“In internet slang, a troll is someone who posts inflammatory, extraneous or off-topic messages in an online community, such as an online discussion forum, chat room, or blog, with the primary intent of provoking readers into an emotional response or of otherwise disrupting normal on-topic discussion.”
Female journalists and bloggers have recently started complaining that they are threatened or insulted online. The so-called trolls post or email threats about raping or crimes even worse.
In order to support each other and get a debate started about this – at the least – unfriendly behaviour towards women, blogger Sady Doyle encouraged women to share the insults women receive online (http://tigerbeatdown.com/2011/11/07/why-are-you-in-such-a-bad-mood-mencallmethings-responds/). On 7 novemer 2011, the hashtag #mencallmethings was trending topic on twitter. The hashtag is used by female bloggers and journalists to retweet anonymous insults they receive on a daily basis.

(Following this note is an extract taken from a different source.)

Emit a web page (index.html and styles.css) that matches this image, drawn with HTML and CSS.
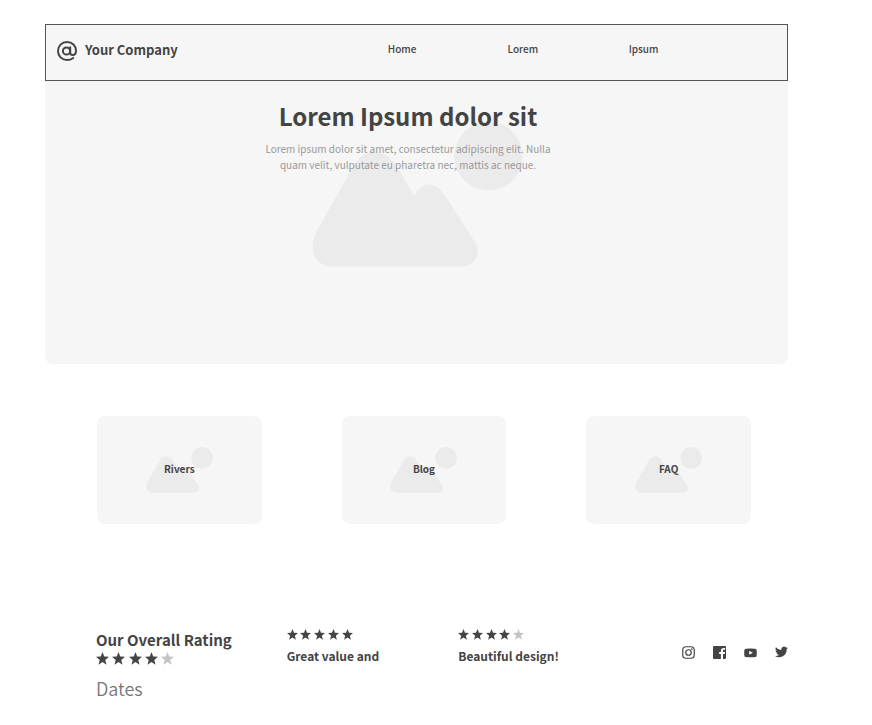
FILE: index.html
```html
<!DOCTYPE html>
<html lang="en">
<head>
<meta charset="utf-8">
<title>Your Company</title>
<link rel="stylesheet" href="styles.css">
</head>
<body>
<svg class="sprite" aria-hidden="true">
  <symbol id="landscape" viewBox="0 0 210 144">
    <circle cx="176" cy="34" r="34"/>
    <path d="M4 111 39 49C45 38 50 30 62 30C74 30 79 35 86 46L102 73C107 66 110 62 117 62C124 62 128 66 134 75L161 117C165 123 166 127 165 132C163 139 158 143 149 143.500H21C4 143 -3 128 4 111Z"/>
  </symbol>
  <symbol id="star" viewBox="0 0 24 24">
    <path d="M12 0l3.200 8.400 8.800.5-6.900 5.700 2.300 9L12 18.600l-7.400 5 2.300-9L0 8.900l8.800-.5z"/>
  </symbol>
</svg>
<div class="page">
  <section class="hero">
    <svg class="picture picture-large" aria-hidden="true"><use href="#landscape"/></svg>
    <header class="header">
      <a class="brand" href="#">
        <svg class="brand-icon" viewBox="0 0 20 20" aria-hidden="true">
          <circle cx="9.500" cy="10" r="3.600"/>
          <path d="M13.200 6.200v5.300c0 1.700 1 2.500 2.400 2.500 2 0 3.400-1.700 3.400-4.300C19 4.700 15.200 1 10 1S1 4.900 1 10s3.900 9 9 9c2.400 0 4.500-.7 6.200-2.100"/>
        </svg>
        <span>Your Company</span>
      </a>
      <nav class="nav">
        <a href="#">Home</a>
        <a href="#">Lorem</a>
        <a href="#">Ipsum</a>
      </nav>
    </header>
    <div class="intro">
      <h1>Lorem Ipsum dolor sit</h1>
      <p>Lorem ipsum dolor sit amet, consectetur adipiscing elit. Nulla<br>quam velit, vulputate eu pharetra nec, mattis ac neque.</p>
    </div>
  </section>

  <section class="cards">
    <a class="card" href="#"><svg class="picture picture-small" aria-hidden="true"><use href="#landscape"/></svg><span>Rivers</span></a>
    <a class="card" href="#"><svg class="picture picture-small" aria-hidden="true"><use href="#landscape"/></svg><span>Blog</span></a>
    <a class="card" href="#"><svg class="picture picture-small" aria-hidden="true"><use href="#landscape"/></svg><span>FAQ</span></a>
  </section>

  <footer class="footer">
    <div class="overall">
      <h2>Our Overall Rating</h2>
      <div class="stars stars-large" role="img" aria-label="4 out of 5 stars">
        <svg><use href="#star"/></svg><svg><use href="#star"/></svg><svg><use href="#star"/></svg><svg><use href="#star"/></svg><svg class="off"><use href="#star"/></svg>
      </div>
      <p class="dates">Dates</p>
    </div>
    <div class="review">
      <div class="stars" role="img" aria-label="5 out of 5 stars">
        <svg><use href="#star"/></svg><svg><use href="#star"/></svg><svg><use href="#star"/></svg><svg><use href="#star"/></svg><svg><use href="#star"/></svg>
      </div>
      <h3>Great value and</h3>
    </div>
    <div class="review">
      <div class="stars" role="img" aria-label="4 out of 5 stars">
        <svg><use href="#star"/></svg><svg><use href="#star"/></svg><svg><use href="#star"/></svg><svg><use href="#star"/></svg><svg class="off"><use href="#star"/></svg>
      </div>
      <h3>Beautiful design!</h3>
    </div>
    <div class="social">
      <a href="#" aria-label="Instagram"><svg viewBox="0 0 26 26"><rect x="1.500" y="1.500" width="23" height="23" rx="6.500" fill="none" stroke="currentColor" stroke-width="2.400"/><circle cx="13" cy="13" r="5.500" fill="none" stroke="currentColor" stroke-width="2.400"/><circle cx="19.700" cy="6.300" r="1.600"/></svg></a>
      <a href="#" aria-label="Facebook"><svg viewBox="0 0 26 26"><path d="M2 0h22a2 2 0 0 1 2 2v22a2 2 0 0 1-2 2h-4V16h3.500l.5-4h-4V9.500c0-1.200.4-2 2-2h2.200V4c-.4 0-1.700-.2-3.200-.2-3.100 0-5.200 1.900-5.200 5.400V12h-3.500v4h3.500v10H2a2 2 0 0 1-2-2V2a2 2 0 0 1 2-2z"/></svg></a>
      <a href="#" aria-label="YouTube"><svg viewBox="0 0 26 26"><path fill-rule="evenodd" d="M4 5.300q9-1 18 0c2 .2 3 1.300 3.300 3.300q.6 5.400 0 10.200c-.3 2-1.300 3-3.300 3.200q-9 .9-18 0c-2-.2-3-1.200-3.300-3.200q-.6-5 0-10.200C1 6.600 2 5.500 4 5.300zM10.500 9.500v8l7-4z"/></svg></a>
      <a href="#" aria-label="Twitter"><svg viewBox="0 1 24 24"><path d="M24 4.600a10 10 0 0 1-2.800.8 4.900 4.900 0 0 0 2.100-2.700 10 10 0 0 1-3.100 1.200 4.900 4.900 0 0 0-8.400 4.500A14 14 0 0 1 1.700 3.200a4.900 4.900 0 0 0 1.500 6.500 4.900 4.900 0 0 1-2.200-.6 4.900 4.900 0 0 0 3.900 4.900 4.900 4.900 0 0 1-2.200.1 4.900 4.900 0 0 0 4.600 3.400A9.900 9.900 0 0 1 0 19.500 14 14 0 0 0 21.500 7.100 10 10 0 0 0 24 4.600z"/></svg></a>
    </div>
  </footer>
</div>
</body>
</html>
```
FILE: styles.css
```css
* {
  box-sizing: border-box;
}

body {
  margin: 0;
  background: #fff;
  color: #444;
  font-family: "Noto Sans CJK SC", "Noto Sans", sans-serif;
  font-size: 10px;
  line-height: 16px;
}

h1, h2, h3, p {
  margin: 0;
}

a {
  color: inherit;
  text-decoration: none;
}

svg {
  display: block;
  fill: currentColor;
}

.sprite {
  position: absolute;
  width: 0;
  height: 0;
}

.page {
  padding: 24px 84px 0 45px;
}

.hero {
  position: relative;
  min-height: 340px;
  background: #f6f6f6;
  border-radius: 0 0 8px 8px;
}

.picture {
  position: absolute;
  inset: 0;
  margin: auto;
  color: #ebebeb;
}

.picture-large {
  width: 212px;
  height: 145px;
}

.picture-small {
  width: 67px;
  height: 46px;
}

.header {
  position: relative;
  display: flex;
  align-items: flex-start;
  justify-content: space-between;
  min-height: 57px;
  padding: 16px 83px 16px 11px;
  border: 1px solid #555;
}

.brand {
  display: flex;
  align-items: center;
  gap: 8px;
  font-size: 13px;
  font-weight: 700;
}

.brand span {
  padding-bottom: 2px;
}

.brand-icon {
  width: 20px;
  height: 20px;
  fill: none;
  stroke: currentColor;
  stroke-width: 2;
  stroke-linecap: round;
}

.nav {
  display: grid;
  grid-template-columns: repeat(3, 1fr);
  flex: 0 0 56%;
  font-weight: 500;
  text-align: center;
}

.intro {
  position: relative;
  padding: 19px 17px 0 0;
  text-align: center;
}

.intro h1 {
  font-size: 24px;
  line-height: 32px;
}

.intro p {
  padding-top: 9px;
  color: #999;
}

.cards {
  display: grid;
  grid-template-columns: repeat(3, 1fr);
  gap: 80px;
  padding: 52px 37px 0 52px;
}

.card {
  position: relative;
  display: flex;
  align-items: center;
  justify-content: center;
  height: 108px;
  border-radius: 8px;
  background: #f6f6f6;
  font-weight: 700;
}

.card span {
  position: relative;
  padding-bottom: 2px;
}

.footer {
  display: grid;
  grid-template-columns: 190fr 171fr 223fr auto;
  align-items: start;
  padding: 104px 0 0 51px;
}

.overall h2 {
  font-size: 15px;
  line-height: 24px;
}

.dates {
  padding-top: 7px;
  color: #777;
  font-size: 18px;
  font-weight: 350;
  line-height: 32px;
}

.stars {
  display: flex;
  justify-content: space-between;
  width: 66px;
}

.stars svg {
  width: 11px;
  height: 11px;
}

.stars-large {
  width: 78px;
}

.stars-large svg {
  width: 13px;
  height: 13px;
}

.stars .off {
  color: #c4c4c4;
}

.review .stars {
  margin-top: 1px;
}

.review h3 {
  padding-top: 8px;
  font-size: 12px;
  line-height: 16px;
}

.social {
  display: flex;
  gap: 18px;
  padding-top: 18px;
}

.social svg {
  width: 13px;
  height: 13px;
}
```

Jessica Valenti, called one of the top 100 inspiring women and one of the most influential bloggers of the 21st century by the Guardian (http://www.guardian.co.uk/books/2011/mar/08/jessica-valenti-100-women), says to the Sydney Morning Herald:
“I can’t remember the last day where I opened my email and there wasn’t a piece of vicious (often sexual, often violent) hate mail there. I also don’t write about it because these days I’m loath to give any attention to harassers – in part because that’s what they’re so desperate for, but also because the threats have become so bad that my life offline has been seriously impaired by it and I’m just plain scared. But that’s the goal of harassers – to scare, to terrorise, but most of all, to shut us up.”
According to Boston-based blogger Courtney Stanton, one out of four comments she gets on blogs, are from an anonymous ‘troll’ trying to provoke a debate by posting pro-rapist comments.
New Yorker Shelby Knox was told ‘to die in a fire’ and Guardian columnist Suzanne Moore said that she could not even have some comments made public because of their vulgarity.
The Guardian invited a panel of British bloggers to debate about this issue, and find possible solutions to this problem. A suggested idea was sending comments of this sort straight to the police, but there is doubt among the bloggers whether this will have any effect.
Searching for Safety Online: Managing “Trolling” in a Feminist Forum isn’t very new, but still a good article about this. The article can be found here: http://www.tandfonline.com/doi/abs/10.1080/01972240290108186.
In the conclusion the authors state that they “see Internet trolling as a manifestation of a much broader phenomenon whereby individual s take pleasure in disrupting the social order out of anger, perversity or contempt.